1970: On October 27, 1970, the Comprehensive Drug Abuse Prevention and Control Act was enacted. Title II of the act – the Controlled Substances Act – established categories varying from Schedule I (the strictest classification) to Schedule V (the least strict). Marijuana was placed in the Schedule I category, thereby prohibiting its use for any purpose.
1995: MPP was founded in January 1995 and is the largest organization in the U.S. that’s focused solely on ending marijuana prohibition.
1996: California voters approved Proposition 215 to legalize medical marijuana. However, the Clinton administration opined its opposition to the proposition and threatened to revoke the prescription-writing abilities of doctors who recommended or prescribed the drug.
2000: In response to the Clinton administration’s aversion to Proposition 215, a group of physicians challenged this policy as a violation of First Amendment rights, and in September 2000 prevailed in the case Conant v. McCaffrey, which allows physicians to recommend – but not prescribe – medical marijuana.
2005: During the Bush administration, agents were enforcing federal laws against state-operated medical marijuana cultivators and patients. In June 2005, the Supreme Court ruled in favor of the federal government’s ability to enforce federal law in states that have legalized medical marijuana in the case Raich v. Gonzales.
2009: In the first term of the Obama administration, Attorney General Eric Holder stated that only medical marijuana providers “who violate both federal and state law” would be targeted for prosecution.
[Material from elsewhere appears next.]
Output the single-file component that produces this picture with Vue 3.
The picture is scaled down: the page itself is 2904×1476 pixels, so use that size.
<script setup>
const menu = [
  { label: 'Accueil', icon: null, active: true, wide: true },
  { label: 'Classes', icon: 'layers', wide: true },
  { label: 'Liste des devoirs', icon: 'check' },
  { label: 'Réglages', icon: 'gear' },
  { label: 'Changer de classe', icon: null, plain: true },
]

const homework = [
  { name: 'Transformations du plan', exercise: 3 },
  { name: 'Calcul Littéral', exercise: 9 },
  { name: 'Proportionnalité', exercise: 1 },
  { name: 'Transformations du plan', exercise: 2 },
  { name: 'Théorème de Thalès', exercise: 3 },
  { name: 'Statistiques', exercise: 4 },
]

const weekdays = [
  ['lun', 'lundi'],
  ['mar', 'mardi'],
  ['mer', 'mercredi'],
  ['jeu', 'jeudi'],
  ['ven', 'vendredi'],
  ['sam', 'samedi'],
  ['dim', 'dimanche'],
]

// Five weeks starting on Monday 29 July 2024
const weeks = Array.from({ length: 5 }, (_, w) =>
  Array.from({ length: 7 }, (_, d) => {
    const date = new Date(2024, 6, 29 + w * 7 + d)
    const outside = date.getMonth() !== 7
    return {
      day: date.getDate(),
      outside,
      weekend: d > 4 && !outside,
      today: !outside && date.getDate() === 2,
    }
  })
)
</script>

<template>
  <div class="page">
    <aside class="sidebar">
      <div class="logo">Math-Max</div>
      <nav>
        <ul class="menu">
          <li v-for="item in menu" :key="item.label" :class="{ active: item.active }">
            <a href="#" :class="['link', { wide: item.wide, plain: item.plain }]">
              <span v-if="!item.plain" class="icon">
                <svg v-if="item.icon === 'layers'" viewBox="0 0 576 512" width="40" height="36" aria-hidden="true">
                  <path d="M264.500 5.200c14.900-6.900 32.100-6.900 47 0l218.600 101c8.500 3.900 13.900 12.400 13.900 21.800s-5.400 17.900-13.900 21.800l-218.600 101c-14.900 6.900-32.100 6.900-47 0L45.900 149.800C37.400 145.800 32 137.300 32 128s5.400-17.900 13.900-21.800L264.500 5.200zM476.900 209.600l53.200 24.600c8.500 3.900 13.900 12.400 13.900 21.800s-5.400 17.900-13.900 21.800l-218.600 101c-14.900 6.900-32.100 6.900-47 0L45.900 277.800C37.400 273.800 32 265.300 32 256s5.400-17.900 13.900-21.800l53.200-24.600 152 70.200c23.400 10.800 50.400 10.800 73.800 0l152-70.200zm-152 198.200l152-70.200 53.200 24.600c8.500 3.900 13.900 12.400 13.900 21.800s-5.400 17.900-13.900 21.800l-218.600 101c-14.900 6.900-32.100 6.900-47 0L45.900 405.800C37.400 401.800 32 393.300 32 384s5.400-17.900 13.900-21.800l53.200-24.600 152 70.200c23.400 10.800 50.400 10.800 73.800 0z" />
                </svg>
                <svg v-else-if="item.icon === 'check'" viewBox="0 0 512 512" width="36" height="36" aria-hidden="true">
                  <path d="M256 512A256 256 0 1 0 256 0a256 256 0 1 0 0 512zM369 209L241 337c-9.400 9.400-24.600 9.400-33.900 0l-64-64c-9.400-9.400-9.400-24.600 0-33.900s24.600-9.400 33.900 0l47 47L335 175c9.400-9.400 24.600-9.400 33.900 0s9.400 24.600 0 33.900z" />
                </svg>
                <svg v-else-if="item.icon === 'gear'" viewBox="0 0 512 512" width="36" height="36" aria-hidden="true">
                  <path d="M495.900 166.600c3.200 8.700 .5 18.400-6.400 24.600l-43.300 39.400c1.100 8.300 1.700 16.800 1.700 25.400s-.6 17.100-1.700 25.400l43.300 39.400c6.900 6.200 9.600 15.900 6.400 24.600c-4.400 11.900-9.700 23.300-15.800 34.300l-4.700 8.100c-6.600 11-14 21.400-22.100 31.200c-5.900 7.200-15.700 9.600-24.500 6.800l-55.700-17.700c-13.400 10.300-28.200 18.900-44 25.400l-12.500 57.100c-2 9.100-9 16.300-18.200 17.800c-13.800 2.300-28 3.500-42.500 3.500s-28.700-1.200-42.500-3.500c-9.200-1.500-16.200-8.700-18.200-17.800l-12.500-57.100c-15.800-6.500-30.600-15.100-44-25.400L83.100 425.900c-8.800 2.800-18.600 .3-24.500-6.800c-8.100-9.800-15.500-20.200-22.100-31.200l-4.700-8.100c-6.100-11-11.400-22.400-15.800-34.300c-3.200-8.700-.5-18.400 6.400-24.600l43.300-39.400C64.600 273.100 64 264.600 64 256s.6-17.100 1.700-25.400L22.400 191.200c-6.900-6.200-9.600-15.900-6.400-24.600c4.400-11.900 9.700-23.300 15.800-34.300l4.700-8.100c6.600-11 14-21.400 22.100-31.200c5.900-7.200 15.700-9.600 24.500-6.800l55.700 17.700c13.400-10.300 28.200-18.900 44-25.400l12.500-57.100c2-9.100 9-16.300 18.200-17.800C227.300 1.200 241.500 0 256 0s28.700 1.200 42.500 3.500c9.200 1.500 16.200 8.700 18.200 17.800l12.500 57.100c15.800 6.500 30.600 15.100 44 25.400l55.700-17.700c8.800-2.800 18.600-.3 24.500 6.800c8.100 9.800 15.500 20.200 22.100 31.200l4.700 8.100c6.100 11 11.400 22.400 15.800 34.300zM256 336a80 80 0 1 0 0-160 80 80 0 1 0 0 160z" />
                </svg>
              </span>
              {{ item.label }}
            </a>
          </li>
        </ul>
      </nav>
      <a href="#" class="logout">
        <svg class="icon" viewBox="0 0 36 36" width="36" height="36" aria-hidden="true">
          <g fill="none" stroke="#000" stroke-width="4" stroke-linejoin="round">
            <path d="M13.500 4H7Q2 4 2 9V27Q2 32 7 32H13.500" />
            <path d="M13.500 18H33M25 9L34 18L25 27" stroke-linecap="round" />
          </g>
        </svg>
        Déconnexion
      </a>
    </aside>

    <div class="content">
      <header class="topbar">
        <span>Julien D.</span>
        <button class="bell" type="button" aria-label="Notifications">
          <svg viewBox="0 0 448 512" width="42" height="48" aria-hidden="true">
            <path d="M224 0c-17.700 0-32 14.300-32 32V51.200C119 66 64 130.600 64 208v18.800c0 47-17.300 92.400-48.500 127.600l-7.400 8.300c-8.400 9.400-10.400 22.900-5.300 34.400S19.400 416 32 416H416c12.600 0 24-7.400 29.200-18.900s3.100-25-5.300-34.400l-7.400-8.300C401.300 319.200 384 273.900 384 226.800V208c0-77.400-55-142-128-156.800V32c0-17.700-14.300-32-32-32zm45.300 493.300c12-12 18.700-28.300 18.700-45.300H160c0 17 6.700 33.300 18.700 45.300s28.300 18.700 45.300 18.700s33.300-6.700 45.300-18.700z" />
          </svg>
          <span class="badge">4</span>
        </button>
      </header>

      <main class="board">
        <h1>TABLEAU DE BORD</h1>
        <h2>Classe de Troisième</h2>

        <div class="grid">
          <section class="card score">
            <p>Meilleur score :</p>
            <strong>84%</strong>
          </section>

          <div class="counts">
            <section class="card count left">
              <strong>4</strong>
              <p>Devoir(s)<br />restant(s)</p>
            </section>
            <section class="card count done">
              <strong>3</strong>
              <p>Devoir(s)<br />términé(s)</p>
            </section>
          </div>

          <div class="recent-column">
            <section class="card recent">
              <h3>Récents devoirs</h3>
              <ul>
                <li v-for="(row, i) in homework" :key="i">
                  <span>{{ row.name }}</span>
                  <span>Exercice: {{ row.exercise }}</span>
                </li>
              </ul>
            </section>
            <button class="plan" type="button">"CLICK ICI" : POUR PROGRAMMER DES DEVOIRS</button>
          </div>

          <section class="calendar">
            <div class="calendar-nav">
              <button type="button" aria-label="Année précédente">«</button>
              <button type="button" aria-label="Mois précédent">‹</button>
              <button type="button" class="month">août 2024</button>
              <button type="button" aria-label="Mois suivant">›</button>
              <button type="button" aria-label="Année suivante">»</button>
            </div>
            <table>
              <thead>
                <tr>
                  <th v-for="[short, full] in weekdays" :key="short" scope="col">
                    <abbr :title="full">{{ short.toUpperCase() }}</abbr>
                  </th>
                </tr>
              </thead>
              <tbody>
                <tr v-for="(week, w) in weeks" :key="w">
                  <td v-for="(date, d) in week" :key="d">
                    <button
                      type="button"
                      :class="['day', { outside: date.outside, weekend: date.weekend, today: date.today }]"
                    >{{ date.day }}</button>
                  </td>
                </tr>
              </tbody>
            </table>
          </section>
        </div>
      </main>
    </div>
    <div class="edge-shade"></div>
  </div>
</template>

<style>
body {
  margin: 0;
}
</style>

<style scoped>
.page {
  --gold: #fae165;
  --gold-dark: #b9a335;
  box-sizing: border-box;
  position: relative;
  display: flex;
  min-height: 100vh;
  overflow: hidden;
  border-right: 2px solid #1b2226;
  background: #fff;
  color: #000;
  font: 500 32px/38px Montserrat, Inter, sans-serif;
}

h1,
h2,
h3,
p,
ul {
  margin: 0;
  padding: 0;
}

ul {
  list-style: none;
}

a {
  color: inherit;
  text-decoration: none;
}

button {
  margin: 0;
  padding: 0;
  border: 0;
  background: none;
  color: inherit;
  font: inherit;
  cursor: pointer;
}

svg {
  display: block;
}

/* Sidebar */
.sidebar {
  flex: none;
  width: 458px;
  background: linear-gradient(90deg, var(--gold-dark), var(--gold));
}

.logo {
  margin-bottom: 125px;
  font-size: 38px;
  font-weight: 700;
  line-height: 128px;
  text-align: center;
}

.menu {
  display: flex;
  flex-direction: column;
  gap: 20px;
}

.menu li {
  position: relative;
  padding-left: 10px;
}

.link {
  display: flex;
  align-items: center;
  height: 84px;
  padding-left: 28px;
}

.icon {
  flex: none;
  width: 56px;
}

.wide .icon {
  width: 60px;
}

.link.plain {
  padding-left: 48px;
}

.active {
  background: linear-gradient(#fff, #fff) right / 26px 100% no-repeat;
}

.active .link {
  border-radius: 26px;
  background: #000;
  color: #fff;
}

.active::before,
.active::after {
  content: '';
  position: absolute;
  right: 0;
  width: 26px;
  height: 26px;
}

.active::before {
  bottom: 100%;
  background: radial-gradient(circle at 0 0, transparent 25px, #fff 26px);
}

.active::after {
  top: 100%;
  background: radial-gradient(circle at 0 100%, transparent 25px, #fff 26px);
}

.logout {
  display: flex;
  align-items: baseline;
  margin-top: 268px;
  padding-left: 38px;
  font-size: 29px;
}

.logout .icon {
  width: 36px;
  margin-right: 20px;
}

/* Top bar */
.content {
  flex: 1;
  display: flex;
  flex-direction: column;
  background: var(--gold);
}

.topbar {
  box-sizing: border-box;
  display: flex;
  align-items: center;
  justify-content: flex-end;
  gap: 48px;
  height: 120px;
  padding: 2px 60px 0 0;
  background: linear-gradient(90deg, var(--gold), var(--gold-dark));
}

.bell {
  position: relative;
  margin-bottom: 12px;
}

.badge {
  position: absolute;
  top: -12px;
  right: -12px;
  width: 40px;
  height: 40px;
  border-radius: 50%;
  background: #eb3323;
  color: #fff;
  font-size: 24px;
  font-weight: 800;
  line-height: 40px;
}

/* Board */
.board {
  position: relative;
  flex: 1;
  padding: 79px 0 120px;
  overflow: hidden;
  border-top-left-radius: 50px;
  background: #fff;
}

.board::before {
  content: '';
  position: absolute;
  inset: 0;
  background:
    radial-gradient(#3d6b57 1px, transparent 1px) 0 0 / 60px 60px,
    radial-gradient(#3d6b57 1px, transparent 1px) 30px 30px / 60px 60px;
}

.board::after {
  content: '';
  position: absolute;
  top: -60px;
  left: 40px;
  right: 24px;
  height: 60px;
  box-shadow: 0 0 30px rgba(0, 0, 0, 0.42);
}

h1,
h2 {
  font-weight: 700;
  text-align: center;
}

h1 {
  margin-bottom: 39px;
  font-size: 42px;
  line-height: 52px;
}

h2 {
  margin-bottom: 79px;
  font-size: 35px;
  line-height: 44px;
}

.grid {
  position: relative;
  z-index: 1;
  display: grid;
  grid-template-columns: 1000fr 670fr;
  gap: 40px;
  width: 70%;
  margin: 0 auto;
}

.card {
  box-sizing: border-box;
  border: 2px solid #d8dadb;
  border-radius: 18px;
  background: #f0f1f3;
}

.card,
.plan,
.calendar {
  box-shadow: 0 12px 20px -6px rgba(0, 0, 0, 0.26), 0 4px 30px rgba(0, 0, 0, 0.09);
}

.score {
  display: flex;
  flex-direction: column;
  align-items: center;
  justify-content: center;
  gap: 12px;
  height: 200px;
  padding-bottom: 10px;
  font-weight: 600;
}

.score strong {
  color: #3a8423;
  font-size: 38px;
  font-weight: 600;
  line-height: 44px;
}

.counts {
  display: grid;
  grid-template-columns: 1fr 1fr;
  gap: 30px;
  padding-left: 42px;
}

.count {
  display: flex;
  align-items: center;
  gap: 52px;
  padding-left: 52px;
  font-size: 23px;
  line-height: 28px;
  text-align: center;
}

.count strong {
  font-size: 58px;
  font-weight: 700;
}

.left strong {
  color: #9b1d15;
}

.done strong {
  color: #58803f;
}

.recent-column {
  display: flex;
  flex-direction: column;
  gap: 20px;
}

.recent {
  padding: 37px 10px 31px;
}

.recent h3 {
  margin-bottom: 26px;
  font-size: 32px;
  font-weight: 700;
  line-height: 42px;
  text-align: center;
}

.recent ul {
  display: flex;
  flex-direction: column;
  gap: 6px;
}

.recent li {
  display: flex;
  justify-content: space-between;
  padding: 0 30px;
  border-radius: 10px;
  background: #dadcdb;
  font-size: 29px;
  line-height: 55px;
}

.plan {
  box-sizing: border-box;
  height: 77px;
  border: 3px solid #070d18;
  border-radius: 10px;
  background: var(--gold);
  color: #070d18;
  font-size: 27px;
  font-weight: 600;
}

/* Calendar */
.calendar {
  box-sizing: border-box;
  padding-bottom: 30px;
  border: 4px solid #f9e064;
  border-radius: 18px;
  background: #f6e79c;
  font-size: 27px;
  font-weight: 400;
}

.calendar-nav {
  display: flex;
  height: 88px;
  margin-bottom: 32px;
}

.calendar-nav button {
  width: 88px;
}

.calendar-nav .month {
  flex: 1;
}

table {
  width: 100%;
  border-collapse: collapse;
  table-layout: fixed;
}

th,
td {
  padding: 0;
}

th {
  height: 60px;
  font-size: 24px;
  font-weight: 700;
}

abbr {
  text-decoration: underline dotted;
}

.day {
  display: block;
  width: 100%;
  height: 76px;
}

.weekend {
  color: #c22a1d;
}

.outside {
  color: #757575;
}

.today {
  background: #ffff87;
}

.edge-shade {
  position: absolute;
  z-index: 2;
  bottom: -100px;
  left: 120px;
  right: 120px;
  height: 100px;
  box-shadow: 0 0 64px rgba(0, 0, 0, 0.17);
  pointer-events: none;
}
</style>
Deputy Attorney General David Ogden issued a memorandum with guidelines for federal enforcement while also largely affirming the earlier-stated hands-off approach for state-legal medical marijuana activities.
2011: In response to raids by the federal government and in an attempt to clarify the Obama administration’s stance on medical marijuana, Deputy Attorney General James M. Cole issued a memorandum specifically noting that the “Ogden memo” protections applied only to individuals and not commercial operations.
2013: In August 2013, the U.S. Department of Justice issued a second Cole Memo that offers guidance to prosecutors and law enforcement on where to focus marijuana enforcement efforts. These are priorities to prevent distribution of marijuana to minors; to prevent marijuana revenue from funding criminal enterprises, gangs, or cartels; to prevent marijuana from moving out of states where it is legal; to prevent use of state-legal marijuana sales as a cover for illegal activity; to prevent violence and use of firearms in growing or distributing marijuana; to prevent drugged driving or exacerbation of other adverse public health consequences associated with marijuana use; to prevent growing marijuana on public lands; and to prevent marijuana possession or use on federal property. You can read this memo, which was rescinded by Attorney General Jeff Sessions in January 2018, here.
2014: The Rohrabacher-Farr amendment, included in the spending bill, prohibits the Justice Department from spending funds to interfere with the implementation of state medical marijuana laws. The amendment has been subsequently included in a series of spending bills, with the most recent extension expiring on September 20, 2018.